POE 16: In POE 16, Christopher contends that the District Court abused its discretion by not allowing the testimony of McLemore and other witnesses at the July 7, 2017 hearing on Christopher's motions for reconsideration. Christopher summarily argues that the District court should have allowed the requested testimony "[f]or the same reasons mentioned in [POE] 15[.]"

The District Court appears to have denied Christopher's request because the testimony he sought to introduce at the July 7, 2017 hearing could have been presented during the June 7, 2017 injunction hearing. "Reconsideration is not a device . . . to raise arguments or evidence that could and should have been brought during the earlier proceeding." Gailliard, 150 Hawai'i at 176, 498 P.3d at 707 (quoting Wailea Elua, 100 Hawai'i at 110, 58 P.3d at 621).
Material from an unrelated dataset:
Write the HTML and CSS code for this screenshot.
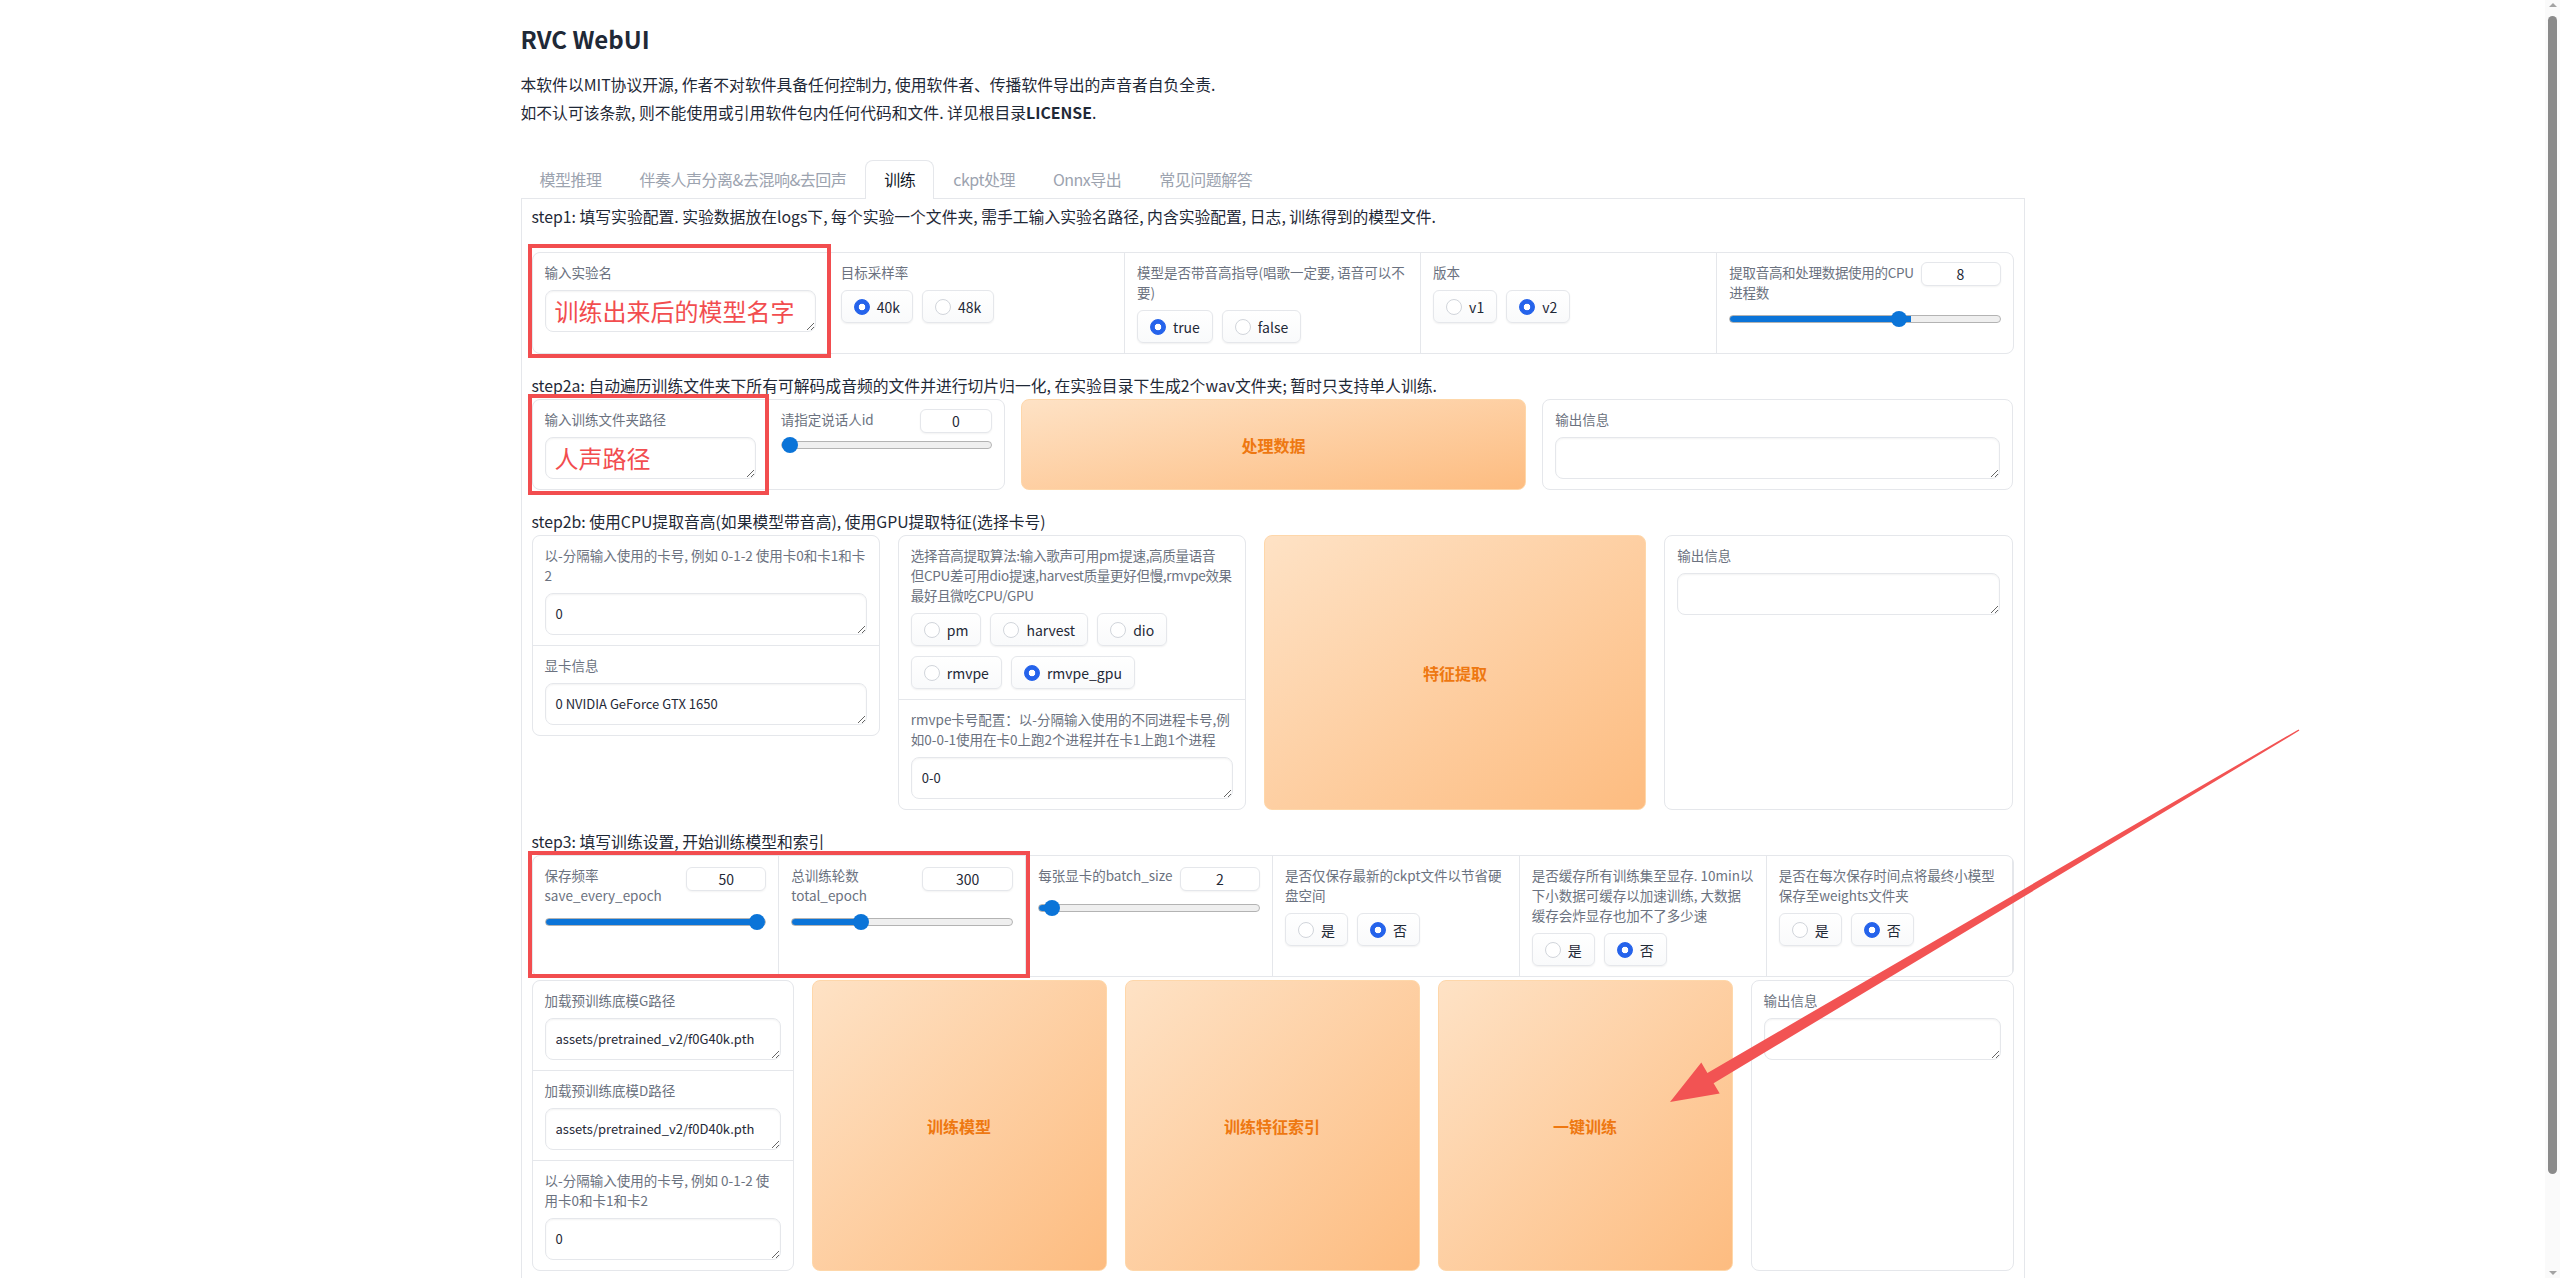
FILE: index.html
```html
<!DOCTYPE html>
<html lang="zh">
<head>
<meta charset="utf-8">
<title>RVC WebUI</title>
<link rel="stylesheet" href="styles.css">
</head>
<body>
<div class="app">
  <h1 class="title">RVC WebUI</h1>
  <div class="desc">
    <p>本软件以MIT协议开源, 作者不对软件具备任何控制力, 使用软件者、传播软件导出的声音者自负全责.</p>
    <p>如不认可该条款, 则不能使用或引用软件包内任何代码和文件. 详见根目录<b>LICENSE</b>.</p>
  </div>

  <div class="tabs">
    <div class="tab-nav">
      <div class="tab">模型推理</div>
      <div class="tab">伴奏人声分离&amp;去混响&amp;去回声</div>
      <div class="tab active">训练</div>
      <div class="tab">ckpt处理</div>
      <div class="tab">Onnx导出</div>
      <div class="tab">常见问题解答</div>
    </div>

    <div class="tab-panel">
      <div class="md first">step1: 填写实验配置. 实验数据放在logs下, 每个实验一个文件夹, 需手工输入实验名路径, 内含实验配置, 日志, 训练得到的模型文件.</div>

      <div class="hl-wrap">
        <div class="group cols5">
          <div class="block">
            <div class="label">输入实验名</div>
            <textarea class="ta ta-red" rows="1">训练出来后的模型名字</textarea>
          </div>
          <div class="block">
            <div class="label">目标采样率</div>
            <div class="radios">
              <label class="radio"><span class="dot on"></span>40k</label>
              <label class="radio"><span class="dot"></span>48k</label>
            </div>
          </div>
          <div class="block">
            <div class="label">模型是否带音高指导(唱歌一定要, 语音可以不要)</div>
            <div class="radios">
              <label class="radio"><span class="dot on"></span>true</label>
              <label class="radio"><span class="dot"></span>false</label>
            </div>
          </div>
          <div class="block">
            <div class="label">版本</div>
            <div class="radios">
              <label class="radio"><span class="dot"></span>v1</label>
              <label class="radio"><span class="dot on"></span>v2</label>
            </div>
          </div>
          <div class="block">
            <div class="shead">
              <div class="label flat tight">提取音高和处理数据使用的CPU进程数</div>
              <input class="num" type="number" value="8">
            </div>
            <input class="range" type="range" min="1" max="12" value="8" style="--p:67%">
          </div>
        </div>
        <div class="hl hl-step1"></div>
      </div>

      <div class="md">step2a: 自动遍历训练文件夹下所有可解码成音频的文件并进行切片归一化, 在实验目录下生成2个wav文件夹; 暂时只支持单人训练.</div>

      <div class="row row2a">
        <div class="hl-wrap">
          <div class="group cols2">
            <div class="block">
              <div class="label">输入训练文件夹路径</div>
              <textarea class="ta ta-red" rows="1">人声路径</textarea>
            </div>
            <div class="block">
              <div class="shead">
                <div class="label flat">请指定说话人id</div>
                <input class="num num-s" type="number" value="0">
              </div>
              <input class="range range-top" type="range" min="0" max="4" value="0" style="--p:3%">
            </div>
          </div>
          <div class="hl hl-step2a"></div>
        </div>
        <button class="btn">处理数据</button>
        <div class="block card">
          <div class="label">输出信息</div>
          <textarea class="ta" rows="1"></textarea>
        </div>
      </div>

      <div class="md">step2b: 使用CPU提取音高(如果模型带音高), 使用GPU提取特征(选择卡号)</div>

      <div class="row row2b">
        <div class="group stack top">
          <div class="block">
            <div class="label">以-分隔输入使用的卡号, 例如 0-1-2 使用卡0和卡1和卡2</div>
            <textarea class="ta" rows="1">0</textarea>
          </div>
          <div class="block">
            <div class="label">显卡信息</div>
            <textarea class="ta" rows="1">0 NVIDIA GeForce GTX 1650</textarea>
          </div>
        </div>
        <div class="group stack">
          <div class="block">
            <div class="label tight">选择音高提取算法:输入歌声可用pm提速,高质量语音<br>但CPU差可用dio提速,harvest质量更好但慢,rmvpe效果最好且微吃CPU/GPU</div>
            <div class="radios">
              <label class="radio"><span class="dot"></span>pm</label>
              <label class="radio"><span class="dot"></span>harvest</label>
              <label class="radio"><span class="dot"></span>dio</label>
              <label class="radio"><span class="dot"></span>rmvpe</label>
              <label class="radio"><span class="dot on"></span>rmvpe_gpu</label>
            </div>
          </div>
          <div class="block grow">
            <div class="label">rmvpe卡号配置：以-分隔输入使用的不同进程卡号,例如0-0-1使用在卡0上跑2个进程并在卡1上跑1个进程</div>
            <textarea class="ta" rows="1">0-0</textarea>
          </div>
        </div>
        <button class="btn">特征提取</button>
        <div class="block card">
          <div class="label">输出信息</div>
          <textarea class="ta" rows="1"></textarea>
        </div>
      </div>

      <div class="md">step3: 填写训练设置, 开始训练模型和索引</div>

      <div class="hl-wrap">
        <div class="group cols6">
          <div class="block">
            <div class="shead">
              <div>
                <div class="label flat">保存频率</div>
                <div class="info">save_every_epoch</div>
              </div>
              <input class="num num-t" type="number" value="50">
            </div>
            <input class="range" type="range" min="1" max="50" value="50" style="--p:97%">
          </div>
          <div class="block">
            <div class="shead">
              <div>
                <div class="label flat">总训练轮数</div>
                <div class="info">total_epoch</div>
              </div>
              <input class="num num-w num-t" type="number" value="300">
            </div>
            <input class="range" type="range" min="2" max="1000" value="300" style="--p:31%">
          </div>
          <div class="block">
            <div class="shead">
              <div class="label flat">每张显卡的batch_size</div>
              <input class="num num-t" type="number" value="2">
            </div>
            <input class="range" type="range" min="1" max="40" value="2" style="--p:5%">
          </div>
          <div class="block">
            <div class="label">是否仅保存最新的ckpt文件以节省硬盘空间</div>
            <div class="radios">
              <label class="radio"><span class="dot"></span>是</label>
              <label class="radio"><span class="dot on"></span>否</label>
            </div>
          </div>
          <div class="block">
            <div class="label">是否缓存所有训练集至显存. 10min以下小数据可缓存以加速训练, 大数据缓存会炸显存也加不了多少速</div>
            <div class="radios">
              <label class="radio"><span class="dot"></span>是</label>
              <label class="radio"><span class="dot on"></span>否</label>
            </div>
          </div>
          <div class="block">
            <div class="label">是否在每次保存时间点将最终小模型保存至weights文件夹</div>
            <div class="radios">
              <label class="radio"><span class="dot"></span>是</label>
              <label class="radio"><span class="dot on"></span>否</label>
            </div>
          </div>
        </div>
        <div class="hl hl-step3"></div>
      </div>

      <div class="row row3">
        <div class="group stack top">
          <div class="block">
            <div class="label">加载预训练底模G路径</div>
            <textarea class="ta" rows="1">assets/pretrained_v2/f0G40k.pth</textarea>
          </div>
          <div class="block">
            <div class="label">加载预训练底模D路径</div>
            <textarea class="ta" rows="1">assets/pretrained_v2/f0D40k.pth</textarea>
          </div>
          <div class="block">
            <div class="label">以-分隔输入使用的卡号, 例如 0-1-2 使用卡0和卡1和卡2</div>
            <textarea class="ta" rows="1">0</textarea>
          </div>
        </div>
        <button class="btn">训练模型</button>
        <button class="btn">训练特征索引</button>
        <button class="btn">一键训练</button>
        <div class="block card">
          <div class="label">输出信息</div>
          <textarea class="ta" rows="1"></textarea>
        </div>
      </div>
    </div>
  </div>

  <svg class="arrow" width="1800" height="1300" viewBox="0 0 1800 1300" aria-hidden="true">
    <polygon points="1149,1102 1180.3,1062.6 1186.4,1072.9 1777.6,729.4 1778.4,730.6 1192.6,1083.3 1198.7,1093.6" fill="#f25353"/>
  </svg>
</div>

<div class="scrollbar" aria-hidden="true">
  <span class="sb-up"></span>
  <span class="sb-thumb"></span>
  <span class="sb-down"></span>
</div>
</body>
</html>
```

FILE: styles.css
```css
* { box-sizing: border-box; }

html, body {
  margin: 0;
  padding: 0;
  background: #ffffff;
}

body {
  font-family: "Noto Sans CJK SC", "Noto Sans", sans-serif;
  color: #1f2937;
  font-size: 14px;
  padding-right: 15px;
}

.app {
  position: relative;
  width: 1504px;
  margin: 0 auto;
  padding: 23px 0 0;
}

.title {
  margin: 0;
  font-size: 24px;
  line-height: 32px;
  font-weight: 600;
  color: #1f2937;
}

.desc {
  margin-top: 16px;
}

.desc p {
  margin: 0;
  font-size: 15.8px;
  line-height: 28px;
}

.desc b {
  font-weight: 600;
}

/* tabs */
.tabs {
  margin-top: 33px;
}

.tab-nav {
  display: flex;
  height: 39px;
  border-bottom: 1px solid #e5e7eb;
}

.tab {
  padding: 0 18px;
  font-size: 16px;
  line-height: 37px;
  letter-spacing: -0.5px;
  color: #9ca3af;
  border: 1px solid transparent;
  border-bottom: none;
  border-radius: 8px 8px 0 0;
  white-space: nowrap;
}

.tab.active {
  color: #111827;
  background: #ffffff;
  border-color: #e5e7eb;
  height: 39px;
}

.tab-panel {
  display: flex;
  flex-direction: column;
  border: 1px solid #e5e7eb;
  border-top: none;
  border-radius: 0 0 8px 8px;
  padding: 0 10px 110px;
}

.md {
  font-size: 15.8px;
  line-height: 22px;
  margin: 21px 0 2px;
  color: #1f2937;
}

.md.first {
  margin: 7px 0 24px;
}

/* groups and blocks */
.hl-wrap {
  position: relative;
}

.group {
  display: grid;
  gap: 1px;
  background: #e5e7eb;
  border: 1px solid #e5e7eb;
  border-radius: 8px;
  overflow: hidden;
}

.cols5 { grid-template-columns: repeat(5, 1fr); }
.cols6 { grid-template-columns: repeat(6, 1fr); }
.cols2 { grid-template-columns: repeat(2, 1fr); }

.group.stack {
  display: flex;
  flex-direction: column;
}

.group.top {
  align-self: start;
}

.block {
  background: #ffffff;
  padding: 9px 12px 10px;
  min-width: 0;
}

.block.grow {
  flex: 1;
}

.card {
  border: 1px solid #e5e7eb;
  border-radius: 8px;
}

.label {
  font-size: 13.5px;
  line-height: 20px;
  color: #6b7280;
  margin-bottom: 8px;
}

.label.flat {
  margin-bottom: 0;
}

.label.tight {
  letter-spacing: -0.3px;
}

.info {
  font-size: 13.5px;
  line-height: 20px;
  color: #6b7280;
}

/* rows */
.row {
  display: grid;
  align-items: stretch;
}

.row2a {
  grid-template-columns: 473fr 505fr 471fr;
  gap: 16px;
}

.row2b {
  grid-template-columns: 348fr 348fr 382fr 349fr;
  gap: 18px;
}

.row3 {
  grid-template-columns: 262fr 295fr 295fr 295fr 263fr;
  gap: 18px;
  margin-top: 3px;
}

/* inputs */
.ta {
  display: block;
  width: 100%;
  height: 42px;
  padding: 10px 10px;
  border: 1px solid #e5e7eb;
  border-radius: 8px;
  background: #ffffff;
  box-shadow: inset 0 1px 2px rgba(0, 0, 0, 0.05);
  font-family: "Noto Sans CJK SC", "Noto Sans", sans-serif;
  font-size: 13px;
  line-height: 20px;
  color: #1f2937;
  resize: vertical;
  overflow: hidden;
  outline: none;
}

.ta-red {
  padding: 4px 9px;
  font-size: 24px;
  line-height: 32px;
  color: #f24d4f;
}

.radios {
  display: flex;
  flex-wrap: wrap;
  gap: 10px 9px;
}

.radio {
  display: flex;
  align-items: center;
  gap: 7px;
  height: 33px;
  padding: 0 12px;
  border: 1px solid #e5e7eb;
  border-radius: 6px;
  background: linear-gradient(to top, #f9fafb, #ffffff);
  box-shadow: 0 1px 2px rgba(0, 0, 0, 0.06);
  font-size: 14px;
  color: #1f2937;
}

.dot {
  flex: none;
  width: 16px;
  height: 16px;
  border-radius: 50%;
  border: 1px solid #d1d5db;
  background: #ffffff;
}

.dot.on {
  border-color: #2563eb;
  background: radial-gradient(circle, #ffffff 0 3px, #2563eb 3.6px);
}

.shead {
  display: flex;
  align-items: flex-start;
  justify-content: space-between;
  gap: 2px;
}

.num {
  flex: none;
  width: 80px;
  height: 24px;
  border: 1px solid #e5e7eb;
  border-radius: 6px;
  background: #ffffff;
  box-shadow: 0 1px 2px rgba(0, 0, 0, 0.05);
  text-align: center;
  font-family: "Noto Sans CJK SC", "Noto Sans", sans-serif;
  font-size: 14px;
  color: #1f2937;
  padding: 0 4px;
  outline: none;
  -moz-appearance: textfield;
}

.num::-webkit-inner-spin-button,
.num::-webkit-outer-spin-button {
  -webkit-appearance: none;
  margin: 0;
}

.num-s { width: 72px; }
.num-w { width: 91px; }
.num-t { margin-top: 2px; }

.range {
  -webkit-appearance: none;
  appearance: none;
  display: block;
  width: 100%;
  height: 16px;
  margin: 9px 0 0;
  background: transparent;
}

.range-top {
  margin-top: 4px;
}

.range::-webkit-slider-runnable-track {
  height: 8px;
  border-radius: 4px;
  border: 1px solid #b3b3b3;
  background: linear-gradient(to right, #0b74d8 var(--p), #efefef var(--p));
}

.range::-webkit-slider-thumb {
  -webkit-appearance: none;
  appearance: none;
  width: 16px;
  height: 16px;
  margin-top: -5px;
  border-radius: 50%;
  border: none;
  background: #0b74d8;
}

/* buttons */
.btn {
  display: flex;
  align-items: center;
  justify-content: center;
  border: 1px solid #fed7aa;
  border-radius: 8px;
  background: linear-gradient(to bottom right, #fee2c5, #fdbc80);
  color: #ee7811;
  font-family: "Noto Sans CJK SC", "Noto Sans", sans-serif;
  font-size: 16px;
  font-weight: 600;
  padding: 0;
}

/* annotations */
.hl {
  position: absolute;
  border: 4px solid #f24d4f;
  pointer-events: none;
}

.hl-step1 {
  left: -4px;
  top: -8px;
  bottom: -4px;
  width: calc(20% + 7px);
}

.hl-step2a {
  left: -4px;
  top: -5px;
  bottom: -5px;
  width: calc(50% + 5px);
}

.hl-step3 {
  left: -4px;
  top: -4px;
  bottom: -1px;
  width: calc(33.333% + 9px);
}

.arrow {
  position: absolute;
  left: 0;
  top: 0;
  pointer-events: none;
  overflow: visible;
}

/* browser scrollbar */
.scrollbar {
  position: fixed;
  top: 0;
  right: 0;
  width: 15px;
  height: 100vh;
  background: #fafafa;
  display: flex;
  flex-direction: column;
  align-items: center;
}

.sb-up,
.sb-down {
  width: 0;
  height: 0;
  border-left: 4px solid transparent;
  border-right: 4px solid transparent;
}

.sb-up {
  margin-top: 3px;
  border-bottom: 4px solid #a3a3a3;
}

.sb-thumb {
  width: 9px;
  height: 1158px;
  margin-top: 9px;
  border-radius: 5px;
  background: #8a8a8a;
}

.sb-down {
  margin-top: auto;
  margin-bottom: 3px;
  border-top: 4px solid #a3a3a3;
}
```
Christopher does not explain how the District Court abused its discretion in denying Christopher's request to present new testimony from McLemore and other, unidentified witnesses a month after the injunction hearing. He refers to "the same reasons mentioned in [POE] 15," but as stated above, Christopher does not explain how McLemore's testimony was relevant or why she should have been permitted to testify by telephone at the injunction hearing; nor does he make any discernible argument as to why reconsideration was warranted in these circumstances. See C & J Coupe Family, 119 Hawai'i at 373, 198 P.3d at 636; HRAP 28(b)(7). Thus, Christopher has failed to show that the District Court abused its discretion in denying Christopher's request, and POE 16 is without merit.

POEs 17 and 18: In POEs 17 and 18, Christopher contends that the District Court erred in denying the motions for reconsideration. Christopher summarily argues that "[c]onsistent with the importance that true merits have . . ., the lower court should have reconsidered and ruled as I requested . . . ."

Again, Christopher fails to make any discernible argument as to how the District court abused its discretion in denying the motions for reconsideration. See supra; C & J Coupe Family, 119 Hawai'i at 373, 198 P.3d at 636; HRAP 28(b)(7). POEs 17 and 18 are thus without merit.

POEs 21, 22, and 23: In POEs 21 through 23, Christopher contends that the "legitimate purpose" language of HRS § 604-10.5(a)(2) is unconstitutionally vague or the entire statute (HRS § 604-10.5) is unconstitutionally vague or broad. He asserts that these arguments were raised in the motions for reconsideration.

We first note that Christopher failed to comply with HRAP Rule 44, which states:

It shall be the duty of a party who draws in question the constitutionality of any statute of the State of Hawai'i in any proceeding in any Hawai'i appellate court to which the State of Hawai'i, or any agency thereof, or any officer or employee thereof, as such officer or employee, is not a party, upon the filing of the record, or as soon thereafter as the question is raised in the appellate court, to give immediate notice in writing to the Attorney General of the State of Hawai'i of the existence of said question.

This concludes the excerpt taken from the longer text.